● **Directive**
For the data below, work out how many lines include the string "table" and report only the number.

● **Task material**
---

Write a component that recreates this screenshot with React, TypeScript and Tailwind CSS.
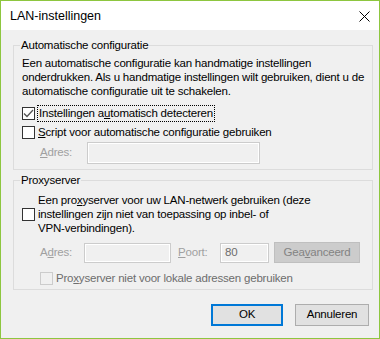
import React from "react";

type BoxProps = { checked?: boolean; disabled?: boolean };

const CheckBox: React.FC<BoxProps> = ({ checked, disabled }) => (
  <span
    className={`w-[13px] h-[13px] shrink-0 border flex items-center justify-center ${
      disabled ? "border-[#cccccc] bg-[#f0f0f0]" : "border-[#333333] bg-white"
    }`}
  >
    {checked && (
      <svg width="11" height="11" viewBox="0 0 11 11">
        <path d="M1 5.5 L4 8.5 L10 2" fill="none" stroke="#555555" strokeWidth="1.3" />
      </svg>
    )}
  </span>
);

const TextBox: React.FC<{ className: string; value?: string }> = ({ className, value }) => (
  <div
    className={`border border-[#cccccc] bg-[#f0f0f0] shadow-[inset_0_0_0_1px_#ffffff] pl-[4px] flex items-center text-[#6d6d6d] ${className}`}
  >
    {value}
  </div>
);

const GroupBox: React.FC<{ title: string; className: string; children: React.ReactNode }> = ({
  title,
  className,
  children,
}) => (
  <div className={`relative w-[360px] border border-[#dcdcdc] ${className}`}>
    <span className="absolute top-[-8px] left-[6px] px-[1px] bg-[#f0f0f0] leading-[14px]">
      {title}
    </span>
    {children}
  </div>
);

const App: React.FC = () => (
  <div className="w-[380px] h-[339px] border border-[#8dc63f] bg-[#f0f0f0] flex flex-col text-[11.5px] tracking-[-0.2px] text-black whitespace-nowrap font-['Liberation_Sans',Arial,sans-serif]">
    <div className="h-[29px] bg-white flex items-center justify-between pl-[9px] pr-[9px]">
      <span className="text-[12.5px] tracking-normal mt-[2px]">LAN-instellingen</span>
      <svg width="11" height="11" viewBox="0 0 11 11" className="mt-[2px]">
        <path d="M0.5 0.5 L10.5 10.5 M10.5 0.5 L0.5 10.5" stroke="#000" strokeWidth="1" />
      </svg>
    </div>

    <div className="flex-1 flex flex-col pl-[12px] pt-[15px]">
      <GroupBox title="Automatische configuratie" className="h-[125px]">
        <div className="pl-[8px] pt-[10px] flex flex-col">
          <p className="leading-[14px]">
            Een automatische configuratie kan handmatige instellingen
            <br />
            onderdrukken. Als u handmatige instellingen wilt gebruiken, dient u de
            <br />
            automatische configuratie uit te schakelen.
          </p>
          <label className="mt-[6px] h-[19px] flex items-center gap-[2px]">
            <CheckBox checked />
            <span className="border border-dotted border-black px-[1px] leading-[15px]">
              Instellingen a<u>u</u>tomatisch detecteren
            </span>
          </label>
          <label className="h-[19px] flex items-center gap-[3px]">
            <CheckBox />
            <span>
              <u>S</u>cript voor automatische configuratie gebruiken
            </span>
          </label>
          <div className="flex items-center">
            <span className="ml-[18px] w-[47px] text-[#a0a0a0]">
              <u>A</u>dres:
            </span>
            <TextBox className="w-[173px] h-[22px]" />
          </div>
        </div>
      </GroupBox>

      <GroupBox title="Proxyserver" className="h-[110px] mt-[10px]">
        <div className="pl-[8px] pt-[12px] flex flex-col">
          <label className="flex items-center gap-[3px]">
            <CheckBox />
            <span className="leading-[14px]">
              Een pro<u>x</u>yserver voor uw LAN-netwerk gebruiken (deze
              <br />
              instellingen zijn niet van toepassing op inbel- of
              <br />
              VPN-verbindingen).
            </span>
          </label>
          <div className="mt-[7px] flex items-center">
            <span className="ml-[18px] w-[44px] text-[#a0a0a0]">
              A<u>d</u>res:
            </span>
            <TextBox className="w-[87px] h-[20px]" />
            <span className="ml-[7px] w-[42px] text-[#a0a0a0]">
              <u>P</u>oort:
            </span>
            <TextBox className="w-[49px] h-[20px]" value="80" />
            <button className="ml-[5px] w-[86px] h-[21px] border border-[#bfbfbf] bg-[#cccccc] text-[#838383]">
              Gea<u>v</u>anceerd
            </button>
          </div>
          <label className="mt-[7px] ml-[18px] flex items-center gap-[3px] text-[#6d6d6d]">
            <CheckBox disabled />
            <span>
              Pro<u>x</u>yserver niet voor lokale adressen gebruiken
            </span>
          </label>
        </div>
      </GroupBox>

      <div className="mt-[14px] pr-[10px] flex justify-end gap-[12px]">
        <button className="w-[72px] h-[22px] border-2 border-[#0078d7] bg-[#e1e1e1]">OK</button>
        <button className="w-[74px] h-[22px] border border-[#adadad] bg-[#e1e1e1]">
          Annuleren
        </button>
      </div>
    </div>
  </div>
);

export default App;
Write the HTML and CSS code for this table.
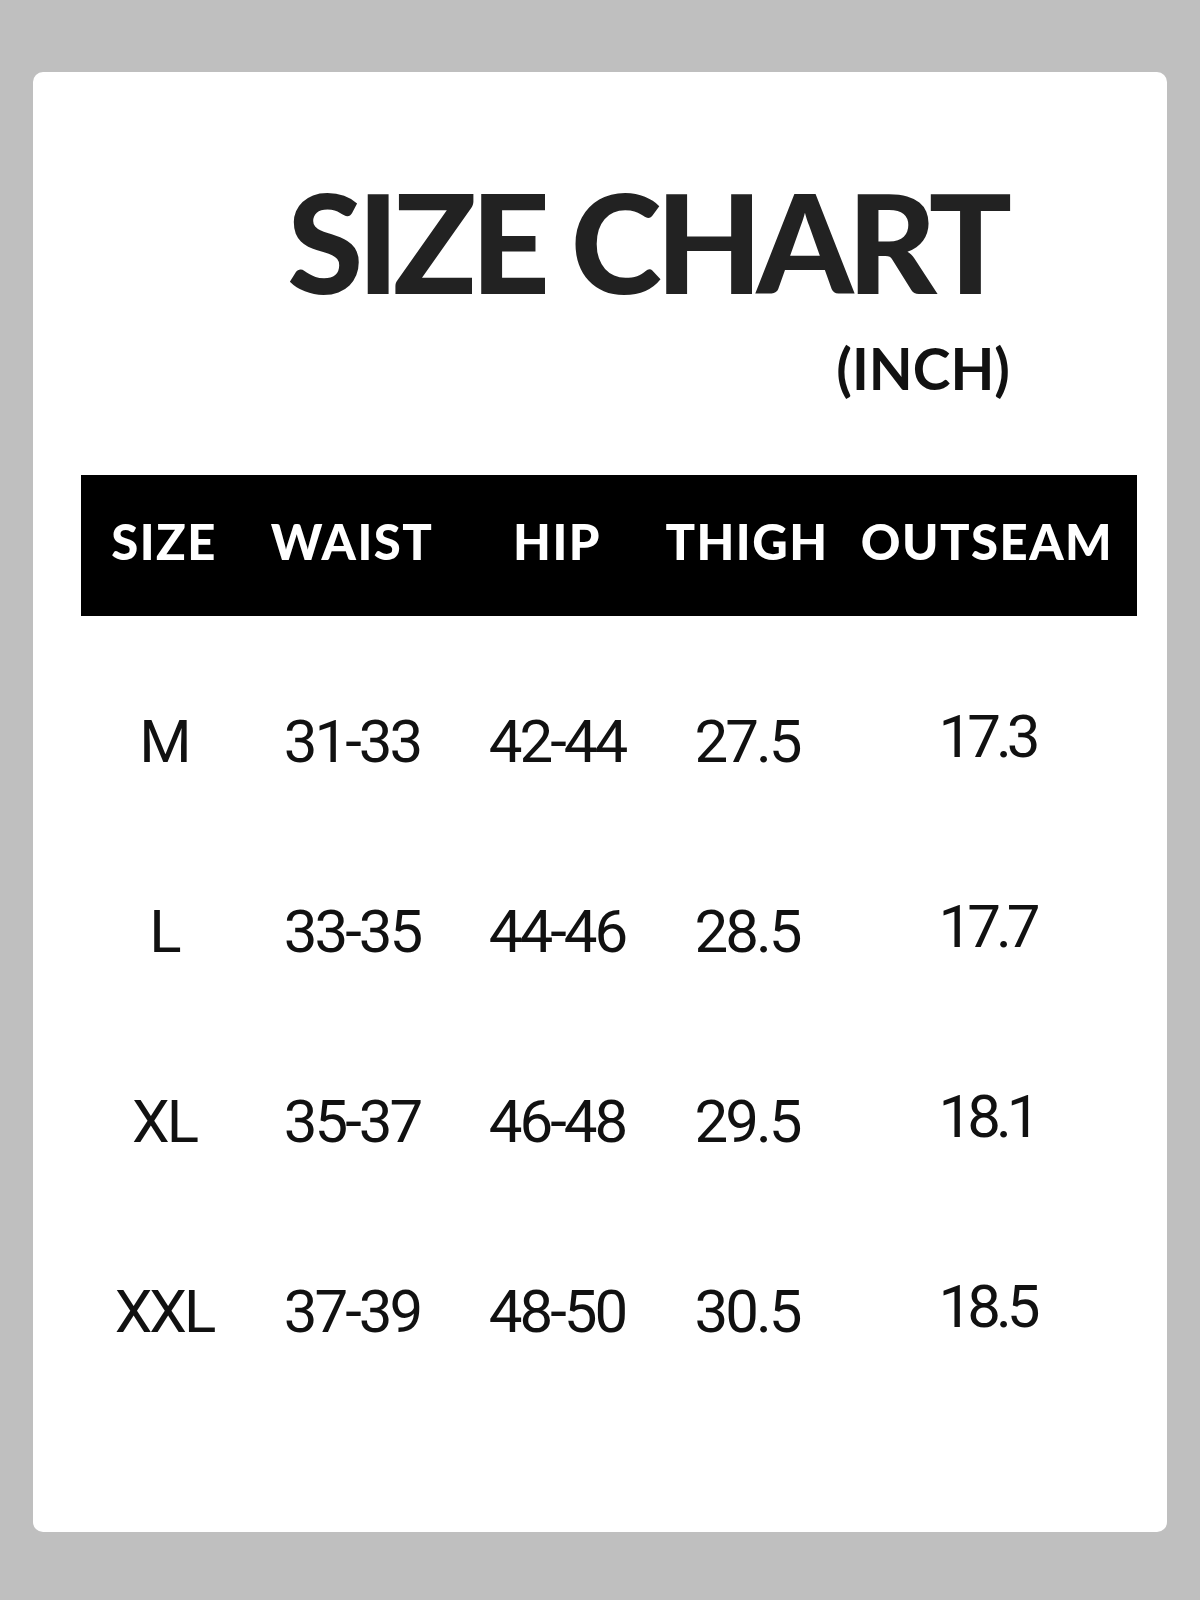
FILE: index.html
```html
<!DOCTYPE html>
<html lang="en">
<head>
<meta charset="utf-8">
<title>Size Chart</title>
<link rel="stylesheet" href="styles.css">
</head>
<body>
<main class="card">
  <header class="heading">
    <h1 class="title">SIZE CHART</h1>
    <p class="unit">(INCH)</p>
  </header>
  <section class="chart">
    <div class="head-row">
      <span>SIZE</span><span>WAIST</span><span>HIP</span><span>THIGH</span><span>OUTSEAM</span>
    </div>
    <div class="body-rows">
      <div class="row"><span>M</span><span>31-33</span><span>42-44</span><span>27.5</span><span class="out">17.3</span></div>
      <div class="row"><span>L</span><span>33-35</span><span>44-46</span><span>28.5</span><span class="out">17.7</span></div>
      <div class="row"><span>XL</span><span>35-37</span><span>46-48</span><span>29.5</span><span class="out">18.1</span></div>
      <div class="row"><span>XXL</span><span>37-39</span><span>48-50</span><span>30.5</span><span class="out">18.5</span></div>
    </div>
  </section>
</main>
</body>
</html>
```
FILE: styles.css
```css
html, body {
  margin: 0;
  padding: 0;
}
body {
  background: #bfbfbf;
  width: 1200px;
  height: 1600px;
  padding-top: 72px;
  box-sizing: border-box;
}
.card {
  margin: 0 33px;
  height: 1460px;
  background: #fff;
  border-radius: 10px;
  box-sizing: border-box;
  padding-top: 100px;
}
.heading {
  text-align: right;
  padding-right: 157px;
}
.title {
  margin: 0;
  padding-right: 4px;
  font-family: "Lato", sans-serif;
  font-weight: 900;
  font-size: 138px;
  line-height: 138px;
  letter-spacing: -6px;
  color: #222;
}
.unit {
  margin: 28px 0 0 0;
  font-family: "Lato", sans-serif;
  font-weight: 700;
  font-size: 57px;
  line-height: 60px;
  color: #111;
}
.chart {
  margin: 77px 30px 0 48px;
}
.head-row,
.row {
  display: grid;
  grid-template-columns: 166px 210px 200px 180px 300px;
  align-items: center;
  text-align: center;
}
.head-row {
  height: 141px;
  box-sizing: border-box;
  padding-bottom: 10px;
  background: #000;
  color: #fff;
  font-family: "Lato", sans-serif;
  font-weight: 900;
  font-size: 49px;
  letter-spacing: 1.5px;
}
.body-rows {
  padding-top: 30px;
}
.row {
  height: 190px;
  font-family: "Roboto", sans-serif;
  font-weight: 400;
  font-size: 60px;
  letter-spacing: -3px;
  color: #111;
}
.row .out {
  position: relative;
  top: -5px;
  letter-spacing: -5px;
}
```
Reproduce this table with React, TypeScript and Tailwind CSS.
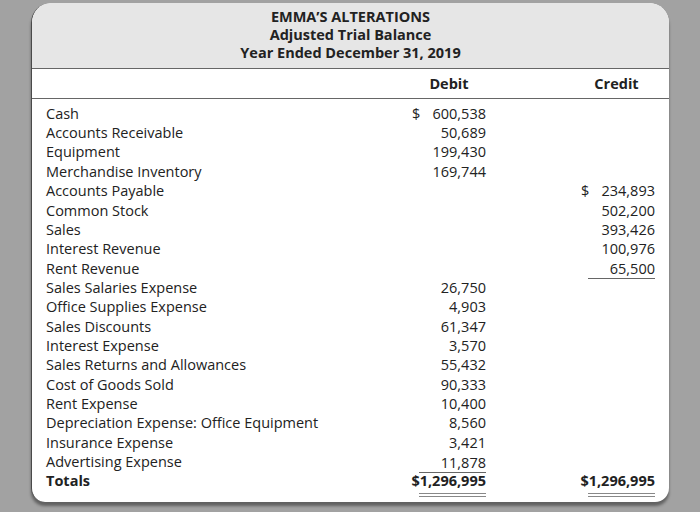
const rows: { label: string; debit?: string; credit?: string; dollar?: boolean; rule?: boolean }[] = [
  { label: "Cash", debit: "600,538", dollar: true },
  { label: "Accounts Receivable", debit: "50,689" },
  { label: "Equipment", debit: "199,430" },
  { label: "Merchandise Inventory", debit: "169,744" },
  { label: "Accounts Payable", credit: "234,893", dollar: true },
  { label: "Common Stock", credit: "502,200" },
  { label: "Sales", credit: "393,426" },
  { label: "Interest Revenue", credit: "100,976" },
  { label: "Rent Revenue", credit: "65,500", rule: true },
  { label: "Sales Salaries Expense", debit: "26,750" },
  { label: "Office Supplies Expense", debit: "4,903" },
  { label: "Sales Discounts", debit: "61,347" },
  { label: "Interest Expense", debit: "3,570" },
  { label: "Sales Returns and Allowances", debit: "55,432" },
  { label: "Cost of Goods Sold", debit: "90,333" },
  { label: "Rent Expense", debit: "10,400" },
  { label: "Depreciation Expense: Office Equipment", debit: "8,560" },
  { label: "Insurance Expense", debit: "3,421" },
  { label: "Advertising Expense", debit: "11,878", rule: true },
];

function Amount({ value, dollar, rule }: { value?: string; dollar?: boolean; rule?: boolean }) {
  return (
    <div className="w-[74px] flex justify-between items-center">
      <span>{dollar ? "$" : ""}</span>
      {value && (
        <span className={rule ? "w-[67px] text-right border-b border-[#666] leading-[19px] mt-[2px]" : "text-right"}>{value}</span>
      )}
    </div>
  );
}

export default function App() {
  return (
    <div className="w-[700px] h-[512px] bg-[#a2a2a2] pt-[3px] pl-[31px] overflow-hidden font-['Open_Sans',sans-serif] text-[#222]">
      <div className="w-[638px] h-[499px] bg-white rounded-t-[20px] rounded-b-[14px] overflow-hidden border-l border-[#4a4a4a] shadow-[0_4px_3px_rgba(0,0,0,0.4)]">
        {/* title block */}
        <div className="h-[66px] bg-[#e6e6e6] border-b border-[#666] pt-[5px] text-center font-bold text-[14.5px] leading-[18px]">
          <div>EMMA’S ALTERATIONS</div>
          <div>Adjusted Trial Balance</div>
          <div>Year Ended December 31, 2019</div>
        </div>

        <div className="h-[30px] border-b border-[#666] flex items-center px-[14px] font-bold text-[14.5px]">
          <div className="flex-1" />
          <div className="w-[74px] text-center">Debit</div>
          <div className="w-[95px]" />
          <div className="w-[74px] text-center pr-[3px]">Credit</div>
        </div>

        <div className="pt-[5px] px-[14px] text-[14.5px]">
          {rows.map((r) => (
            <div key={r.label} className="flex h-[19.35px] items-center">
              <div className="flex-1">{r.label}</div>
              <Amount value={r.debit} dollar={r.dollar && !!r.debit} rule={r.rule && !!r.debit} />
              <div className="w-[95px]" />
              <Amount value={r.credit} dollar={r.dollar && !!r.credit} rule={r.rule && !!r.credit} />
            </div>
          ))}
          <div className="flex h-[19.35px] items-center font-bold">
            <div className="flex-1">Totals</div>
            <div className="w-[74px] flex justify-end whitespace-nowrap">
              <span>$1,296,995</span>
            </div>
            <div className="w-[95px]" />
            <div className="w-[74px] flex justify-end whitespace-nowrap">
              <span>$1,296,995</span>
            </div>
          </div>
          <div className="flex">
            <div className="flex-1" />
            <div className="w-[74px] flex justify-end pt-[2px]">
              <div className="w-[67px] border-b-[4px] border-double border-[#888]" />
            </div>
            <div className="w-[95px]" />
            <div className="w-[74px] flex justify-end pt-[2px]">
              <div className="w-[67px] border-b-[4px] border-double border-[#888]" />
            </div>
          </div>
        </div>
      </div>
    </div>
  );
}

---

● **Output for this task**
2